Contro questo pericolo di deficit democratico è stata proposta una correzione. Essa prevede, per il caso che nessuno raggiunga la maggioranza, un ballottaggio tra i due candidati "e le rispettive liste regionali" che al primo turno abbiano ottenuto il maggior numero di voti. Di più, essa prevede che il vincitore veda assegnato alla propria lista regionale un premio di maggioranza tale da assicurargli il 60 per cento dei seggi nel Consiglio regionale: la certezza, insomma, della governabilità. 
Istintivamente, le opposizioni, a sentir parlare di doppio turno, hanno - è il caso di dire - visto rosso: trascinate dalla deriva della loro contrarietà ai progetti elettorali di maggioranza a doppio turno di collegio. Non si sono accorte però che la correzione proposta non è un doppio turno di collegio ma è, nella sostanza, il famoso doppio turno di coalizione, che il 30 giugno 1997 fece il suo ingresso ufficiale in Bicamerale, come "documento di intenti sulla materia elettorale".
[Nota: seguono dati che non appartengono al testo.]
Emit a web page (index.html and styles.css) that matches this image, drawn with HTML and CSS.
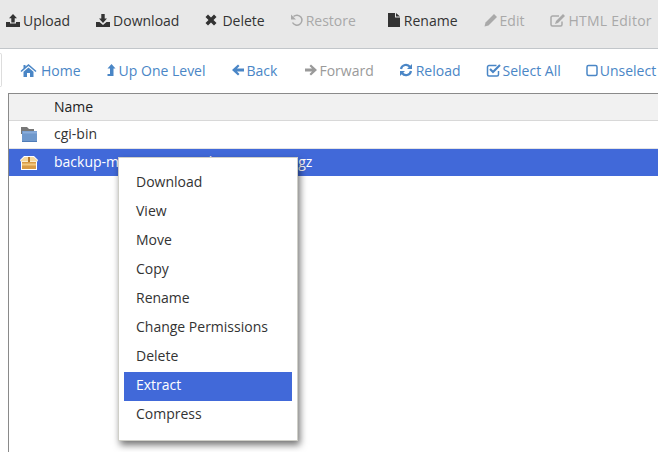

Il sistema attuale di elezione per i Consigli regionali, inventato dal geniale e rimpianto Pinuccio Tatarella, prevede infatti che i candidati a presidente siano capilista di una "loro" lista regionale, che è ben distinta dalle varie liste provinciali di partito collegate. Queste liste regionali sono invece espressione della coalizione tutta intera. Si può dire che sono, per diritto elettorale, la stessa coalizione nella sua veste giuridica, e non solo politica.
La correzione proposta al Senato può essere quindi illustrata con le stesse parole di quel patto di due anni fa (il tempo passa ed è facile dimenticare): "Si dovrà garantire che alla coalizione che al secondo turno ottiene il maggior numero di voti venga comunque assegnata una percentuale di seggi che assicuri una stabile maggioranza".
Ma se le cose stanno così, come farà l'opposizione a contrastare il doppio turno di coalizione per l'elezione dei governi regionali?
Aspettiamo con curiosità lo svolgersi degli eventi parlamentari per vedere se si persevererà diabolicamente nei due grandi equivoci e si approverà una legge qualunque, sbagliata all'unanimità. Oppure se il progetto costituzionale - modestamente intitolato alla elezione diretta del presidente della giunta regionale e all'autonomia statutaria delle regioni - non segnerà in realtà, come per una prova generale, un passo decisivo per la Grande Riforma. La sinopia da seguire per disegnare, fatte salve tutte le differenze, legge elettorale e forma di governo nazionale.